Two weeks ago he shot his first 3 rounds of trap (75 shots) without flinching. On only his third round shooting trap on an official range, he hit 9 out of 25. And that is with clay's going all angles, and he shot all 5 positions. I think that's pretty good.


----------



## uplandbird (Mar 21, 2013)

Spartazoo, I do admit I've never shot anything bigger then 2 3/4 through the montifeltro. Thanks for letting him know 3 inch has got some bite on the shoulder!


----------



## SDRooster1 (Apr 15, 2013)

I think either a Remington 870 or Benelli Nova would be your best option. Depending on how big the new hunter is.


----------



## weathered (Mar 17, 2011)

First hand experience. Get a youth model for sure. Hated the Remington 1100, kicked hard and had trouble loading it at times. My favorite is my Franchi 20 ga youth model, not a bad kick and user friendly. Great for children and small women.


----------



## John Edmonds (Mar 1, 2012)

I have two girls and a wife that I have been teaching to shoot. My opinion and experience with my girls. Stay far away from the 870 youth, I had it, wife used it, got rid of it. She took my beretta al390 12g because it kicked way less than the 870 youth 20g. I just bought my 11 yr old girl a remington 1187 20 g youth and it is a nice gun. It has stock extensions to adjust as she grows and does not kick nearly as much as the 870. Little pricer at $600 than the 870, but you wont ruin your kids experience and it is way less expensive than beretta 20 g youth at $1300, which would have been my next choice. You have to keep it clean it is not as bullet proof as the 870 or beretta it will jam when it gets dirty, but hey just keep it clean.


----------



## bockja (Mar 7, 2013)

Though it is quite a bit more expensive than the options others are recommending, I really like the Benelli Montefeltro in 20 ga. They currently have a combo package that comes with two stocks; a youth size and a full size so it will fit them as they grow up. Gun is incredibly light which makes it easier for them to hold and carry all day as well as being pretty soft shooting.


----------



## Golden Boy (Apr 3, 2009)

Remington 20ga 870 is the way to go. And if you want to be dad of the year. Here's a hint my daughter shoots an 870, 20 ga youth model that is pink camo.

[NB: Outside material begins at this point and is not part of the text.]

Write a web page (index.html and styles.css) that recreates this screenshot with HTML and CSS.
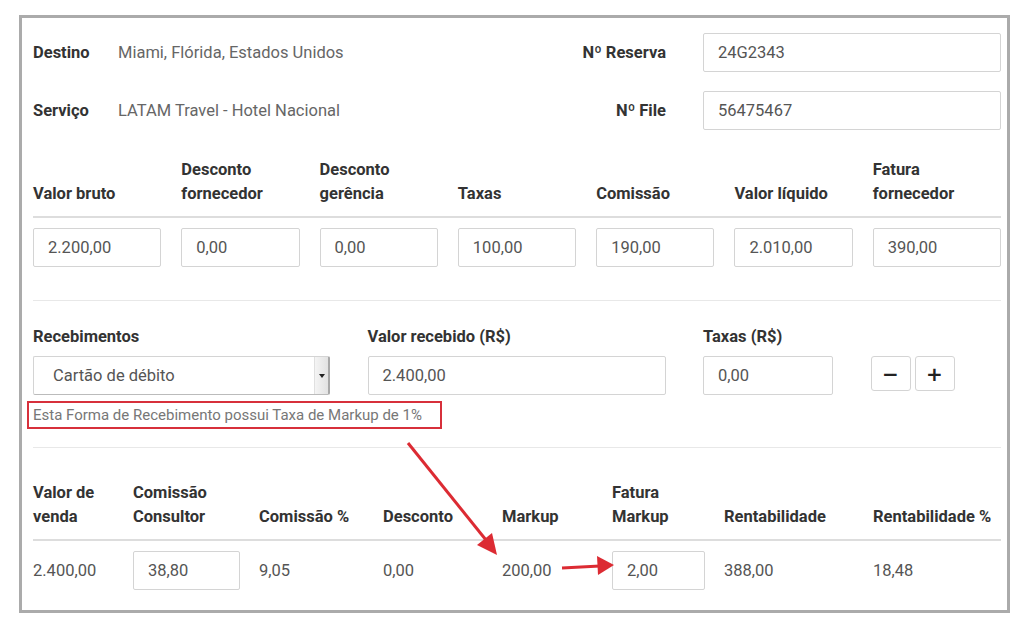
FILE: index.html
```html
<!DOCTYPE html>
<html lang="pt-BR">
<head>
    <meta charset="UTF-8">
    <meta name="viewport" content="width=device-width, initial-scale=1.0">
    <title>Detalhes do serviço</title>
    <link rel="stylesheet" href="styles.css">
</head>
<body>

    <div class="frame">

        <!-- dados da reserva -->
        <div class="info-row">
            <span class="info-label">Destino</span>
            <span class="info-value">Miami, Flórida, Estados Unidos</span>
            <span class="info-key">Nº Reserva</span>
            <div class="field info-field">24G2343</div>
        </div>
        <div class="info-row">
            <span class="info-label">Serviço</span>
            <span class="info-value">LATAM Travel - Hotel Nacional</span>
            <span class="info-key">Nº File</span>
            <div class="field info-field">56475467</div>
        </div>

        <!-- valores do fornecedor -->
        <table class="values-table">
            <thead>
                <tr>
                    <th>Valor bruto</th>
                    <th>Desconto<br>fornecedor</th>
                    <th>Desconto<br>gerência</th>
                    <th>Taxas</th>
                    <th>Comissão</th>
                    <th>Valor líquido</th>
                    <th>Fatura<br>fornecedor</th>
                </tr>
            </thead>
            <tbody>
                <tr>
                    <td><div class="field">2.200,00</div></td>
                    <td><div class="field">0,00</div></td>
                    <td><div class="field">0,00</div></td>
                    <td><div class="field">100,00</div></td>
                    <td><div class="field">190,00</div></td>
                    <td><div class="field">2.010,00</div></td>
                    <td><div class="field">390,00</div></td>
                </tr>
            </tbody>
        </table>

        <hr class="divider">

        <!-- recebimentos -->
        <div class="payment">
            <div class="payment-grid">
                <label class="col-label">Recebimentos</label>
                <label class="col-label">Valor recebido (R$)</label>
                <label class="col-label">Taxas (R$)</label>
                <span></span>

                <div class="field select-field">
                    Cartão de débito
                    <span class="select-btn"><span class="caret"></span></span>
                </div>
                <div class="field">2.400,00</div>
                <div class="field">0,00</div>
                <div class="btn-group">
                    <button class="btn">&minus;</button>
                    <button class="btn">+</button>
                </div>
            </div>
            <div class="hint">Esta Forma de Recebimento possui Taxa de Markup de 1%</div>
        </div>

        <hr class="divider divider-tight">

        <!-- resultado -->
        <div class="result-grid">
            <div class="rh">Valor de<br>venda</div>
            <div class="rh">Comissão<br>Consultor</div>
            <div class="rh">Comissão %</div>
            <div class="rh">Desconto</div>
            <div class="rh">Markup</div>
            <div class="rh">Fatura<br>Markup</div>
            <div class="rh">Rentabilidade</div>
            <div class="rh">Rentabilidade %</div>

            <div class="rc">2.400,00</div>
            <div class="rc"><div class="field">38,80</div></div>
            <div class="rc">9,05</div>
            <div class="rc">0,00</div>
            <div class="rc">200,00</div>
            <div class="rc"><div class="field">2,00</div></div>
            <div class="rc">388,00</div>
            <div class="rc">18,48</div>
        </div>

    </div>

    <!-- setas de anotação -->
    <svg class="annotations" width="1024" height="628" viewBox="0 0 1024 628">
        <line x1="408" y1="443" x2="486" y2="540" stroke="#dc2b33" stroke-width="3"/>
        <polygon points="497,555 477,545 492,533" fill="#dc2b33"/>
        <line x1="562" y1="568" x2="600" y2="566" stroke="#dc2b33" stroke-width="3"/>
        <polygon points="614,565 597,556 598,575" fill="#dc2b33"/>
    </svg>

</body>
</html>
```

FILE: styles.css
```css
* {
    margin: 0;
    padding: 0;
    box-sizing: border-box;
}

body {
    font-family: Roboto, 'Liberation Sans', sans-serif;
    font-size: 16.5px;
    line-height: 24px;
    color: #333;
    background: #fff;
    position: relative;
    width: 1024px;
    height: 628px;
    overflow: hidden;
}

.frame {
    margin: 15px 0 0 19px;
    width: 991px;
    height: 598px;
    border: 3px solid #ababab;
    padding: 15px 6px 0 11px;
    background: #fff;
}


/* campos */
.field {
    height: 39px;
    border: 1px solid #d4d4d4;
    border-radius: 2px;
    padding: 0 14px;
    display: flex;
    align-items: center;
    color: #555;
    background: #fff;
}


/* topo */
.info-row {
    display: flex;
    align-items: center;
    height: 39px;
    margin-bottom: 19px;
}

.info-label {
    width: 85px;
    font-weight: bold;
}

.info-value {
    flex: 1;
    color: #666;
}

.info-key {
    font-weight: bold;
    margin-right: 37px;
}

.info-field {
    width: 298px;
}


/* tabela de valores */
.values-table {
    width: 100%;
    table-layout: fixed;
    border-collapse: collapse;
    margin-top: 28px;
}

.values-table th {
    text-align: left;
    vertical-align: bottom;
    padding: 0 10px 10px;
    border-bottom: 2px solid #ddd;
}

.values-table td {
    padding: 10px 10px 0;
}

.values-table th:first-child,
.values-table td:first-child {
    padding-left: 0;
}

.values-table th:last-child,
.values-table td:last-child {
    padding-right: 0;
}

.divider {
    border: none;
    border-top: 1px solid #e8e8e8;
    margin: 33px 0 0;
}

.divider-tight {
    margin-top: 0;
}


/* recebimentos */
.payment {
    padding-top: 24px;
    padding-bottom: 18px;
}

.payment-grid {
    display: grid;
    grid-template-columns: 297px 298px 130px auto;
    column-gap: 37.5px;
    row-gap: 7px;
}

.col-label {
    font-weight: bold;
}

.select-field {
    position: relative;
    padding-left: 19px;
    border-right: 2px solid #a8a8a8;
    border-bottom-color: #bbb;
}

.select-btn {
    position: absolute;
    top: 0;
    right: 0;
    bottom: 0;
    width: 14px;
    background: linear-gradient(to right, #f4f4f4, #e2e2e2);
    border-left: 1px solid #e0e0e0;
    display: flex;
    align-items: center;
    justify-content: center;
}

.caret {
    width: 0;
    height: 0;
    border-left: 3px solid transparent;
    border-right: 3px solid transparent;
    border-top: 4px solid #222;
}

.btn-group {
    display: flex;
    gap: 4px;
}

.btn {
    width: 40px;
    height: 35px;
    border: 1px solid #d4d4d4;
    border-radius: 3px;
    background: #fff;
    font-family: 'DejaVu Sans', sans-serif;
    font-size: 20px;
    font-weight: bold;
    color: #222;
}

.hint {
    width: fit-content;
    margin-top: 6px;
    margin-left: -6px;
    padding: 2px 18px 2px 4px;
    border: 2px solid #d7303b;
    font-size: 15px;
    line-height: 20px;
    color: #777;
}


/* resultado */
.result-grid {
    display: grid;
    grid-template-columns: 100px 126px 124px 119px 110px 112px 149px 128px;
    margin-top: 33px;
}

.rh {
    font-weight: bold;
    display: flex;
    align-items: flex-end;
    padding-bottom: 10px;
    border-bottom: 2px solid #ddd;
}

.rc {
    margin-top: 10px;
    height: 39px;
    display: flex;
    align-items: center;
    padding-right: 19px;
    color: #555;
}

.rc .field {
    width: 100%;
}


/* setas */
.annotations {
    position: absolute;
    top: 0;
    left: 0;
    pointer-events: none;
}
```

WOW I can't believe some of the advice on here about giving a child a gas operated autoloader shotgun. 
That's very dangerous. A pump shotgun makes the shooter settle in and make every shot count. While an automatic in the hands of someone just leaning to shot is dangerous most non experinced shooters will just let the lead fly. Trying to get that magic shot off. That's just my opinion but what do I know.


----------



## JustinS (May 17, 2009)

as far as simplicity goes a Rem 870 is great as well as a Benelli Nova but for recoil and a long lasting shotgun I would have to say a Winchester SX3 20g I have been through the mill trying to find a shotgun that doesnt kick but will knock down a wild pheasant for my wife and I finally found it - My wife has a bad shoulder from a car accident and cant handle the kick of most shotguns. I can shoot it one handed and it cycles through skeet rounds with no issue even in cold weather. Hope this helps.


----------



## Spartazoo (Sep 28, 2011)

Golden Boy said:


> Remington 20ga 870 is the way to go. And if you want to be dad of the year. Here's a hint my daughter shoots an 870, 20 ga youth model that is pink camo.
> 
> WOW I can't believe some of the advice on here about giving a child a gas operated autoloader shotgun.
> That's very dangerous. A pump shotgun makes the shooter settle in and make every shot count. While an automatic in the hands of someone just leaning to shot is dangerous most non experinced shooters will just let the lead fly. Trying to get that magic shot off. That's just my opinion but what do I know.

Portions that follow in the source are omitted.